** Start of Data block **

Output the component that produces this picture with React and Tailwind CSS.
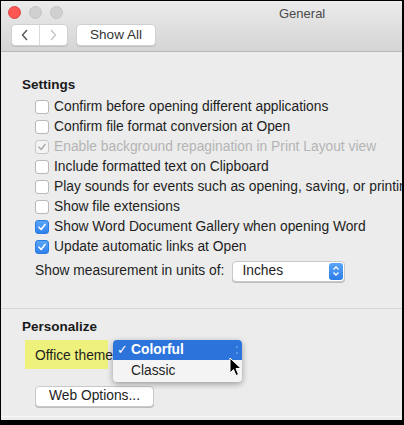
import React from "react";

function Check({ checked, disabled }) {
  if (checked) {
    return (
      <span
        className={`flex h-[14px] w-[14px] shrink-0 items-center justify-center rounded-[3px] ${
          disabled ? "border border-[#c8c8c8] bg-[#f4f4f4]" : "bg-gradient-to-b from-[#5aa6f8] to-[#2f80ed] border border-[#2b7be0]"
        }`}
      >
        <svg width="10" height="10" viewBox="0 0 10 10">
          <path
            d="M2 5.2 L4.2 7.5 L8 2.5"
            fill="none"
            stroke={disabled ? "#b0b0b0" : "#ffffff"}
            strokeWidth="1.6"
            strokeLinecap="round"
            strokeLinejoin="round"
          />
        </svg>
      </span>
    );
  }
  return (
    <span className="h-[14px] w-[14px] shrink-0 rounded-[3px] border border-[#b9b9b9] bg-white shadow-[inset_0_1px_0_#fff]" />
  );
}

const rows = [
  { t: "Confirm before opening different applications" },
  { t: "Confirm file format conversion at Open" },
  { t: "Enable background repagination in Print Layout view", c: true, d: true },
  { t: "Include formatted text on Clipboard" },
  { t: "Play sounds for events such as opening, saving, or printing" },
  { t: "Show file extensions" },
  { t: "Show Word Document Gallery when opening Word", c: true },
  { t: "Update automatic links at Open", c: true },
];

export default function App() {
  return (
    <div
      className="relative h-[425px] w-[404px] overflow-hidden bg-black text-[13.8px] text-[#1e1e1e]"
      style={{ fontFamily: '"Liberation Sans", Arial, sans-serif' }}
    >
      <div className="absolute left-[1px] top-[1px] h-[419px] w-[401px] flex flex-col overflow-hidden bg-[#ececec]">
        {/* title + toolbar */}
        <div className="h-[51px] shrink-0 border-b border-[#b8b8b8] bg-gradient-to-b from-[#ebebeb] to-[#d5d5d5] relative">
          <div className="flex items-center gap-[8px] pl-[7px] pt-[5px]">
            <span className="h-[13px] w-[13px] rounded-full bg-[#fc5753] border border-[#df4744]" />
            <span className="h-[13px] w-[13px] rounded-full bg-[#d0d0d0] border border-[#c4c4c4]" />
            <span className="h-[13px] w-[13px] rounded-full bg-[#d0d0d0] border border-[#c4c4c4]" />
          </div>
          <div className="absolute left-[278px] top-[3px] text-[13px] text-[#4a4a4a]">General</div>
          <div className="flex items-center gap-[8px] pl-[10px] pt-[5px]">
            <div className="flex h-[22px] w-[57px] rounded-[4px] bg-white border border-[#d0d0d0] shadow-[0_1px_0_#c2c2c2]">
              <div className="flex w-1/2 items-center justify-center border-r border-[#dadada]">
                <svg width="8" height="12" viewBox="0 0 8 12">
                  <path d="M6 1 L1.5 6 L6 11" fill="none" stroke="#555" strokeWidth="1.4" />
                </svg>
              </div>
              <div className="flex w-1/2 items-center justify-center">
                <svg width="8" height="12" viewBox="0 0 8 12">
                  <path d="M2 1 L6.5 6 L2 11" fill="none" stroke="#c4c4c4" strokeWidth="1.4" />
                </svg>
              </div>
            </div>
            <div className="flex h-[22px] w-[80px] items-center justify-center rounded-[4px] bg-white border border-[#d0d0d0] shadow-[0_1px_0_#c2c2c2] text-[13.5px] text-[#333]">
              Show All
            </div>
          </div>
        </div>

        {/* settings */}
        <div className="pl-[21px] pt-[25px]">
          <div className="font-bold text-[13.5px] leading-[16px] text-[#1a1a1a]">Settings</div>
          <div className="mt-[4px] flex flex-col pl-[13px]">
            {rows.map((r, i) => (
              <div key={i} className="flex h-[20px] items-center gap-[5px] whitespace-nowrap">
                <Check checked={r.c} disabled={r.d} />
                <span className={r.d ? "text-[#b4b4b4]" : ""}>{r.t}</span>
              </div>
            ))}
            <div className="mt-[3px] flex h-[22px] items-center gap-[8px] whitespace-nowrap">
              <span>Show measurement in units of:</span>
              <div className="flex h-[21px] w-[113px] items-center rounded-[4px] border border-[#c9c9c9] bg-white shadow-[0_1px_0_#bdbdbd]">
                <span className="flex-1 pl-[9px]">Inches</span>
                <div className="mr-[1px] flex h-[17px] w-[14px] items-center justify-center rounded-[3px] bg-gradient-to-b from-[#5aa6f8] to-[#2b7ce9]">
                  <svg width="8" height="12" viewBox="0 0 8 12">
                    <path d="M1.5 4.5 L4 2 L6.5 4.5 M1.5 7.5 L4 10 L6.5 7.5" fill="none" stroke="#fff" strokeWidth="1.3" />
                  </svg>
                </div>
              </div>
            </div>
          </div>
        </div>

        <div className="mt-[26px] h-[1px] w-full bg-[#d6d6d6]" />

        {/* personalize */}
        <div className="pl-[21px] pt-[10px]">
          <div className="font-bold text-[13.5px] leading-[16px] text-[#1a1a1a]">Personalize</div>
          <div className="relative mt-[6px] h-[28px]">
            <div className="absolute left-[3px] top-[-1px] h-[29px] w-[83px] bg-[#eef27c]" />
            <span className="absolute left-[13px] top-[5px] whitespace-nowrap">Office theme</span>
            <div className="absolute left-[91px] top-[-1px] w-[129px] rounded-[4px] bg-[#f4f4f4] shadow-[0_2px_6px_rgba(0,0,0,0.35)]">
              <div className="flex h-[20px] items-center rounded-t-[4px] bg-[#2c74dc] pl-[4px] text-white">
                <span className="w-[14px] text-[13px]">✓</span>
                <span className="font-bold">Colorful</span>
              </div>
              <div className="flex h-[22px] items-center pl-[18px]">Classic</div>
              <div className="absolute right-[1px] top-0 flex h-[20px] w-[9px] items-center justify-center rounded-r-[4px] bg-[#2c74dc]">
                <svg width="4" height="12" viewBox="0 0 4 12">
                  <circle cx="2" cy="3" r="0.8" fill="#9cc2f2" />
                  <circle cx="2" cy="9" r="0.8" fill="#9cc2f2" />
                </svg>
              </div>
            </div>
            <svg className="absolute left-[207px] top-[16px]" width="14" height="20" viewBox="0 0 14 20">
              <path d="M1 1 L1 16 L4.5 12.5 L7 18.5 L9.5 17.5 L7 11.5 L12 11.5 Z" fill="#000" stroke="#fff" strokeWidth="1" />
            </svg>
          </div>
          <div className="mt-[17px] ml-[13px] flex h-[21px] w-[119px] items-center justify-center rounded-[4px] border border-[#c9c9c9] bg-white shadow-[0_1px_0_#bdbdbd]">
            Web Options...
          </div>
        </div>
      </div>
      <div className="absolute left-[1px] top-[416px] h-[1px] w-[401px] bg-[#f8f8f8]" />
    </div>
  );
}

** End of Data block **

Aim – Count each line of the data where the word "React" appears, then reply with the total only.

The completed task – 2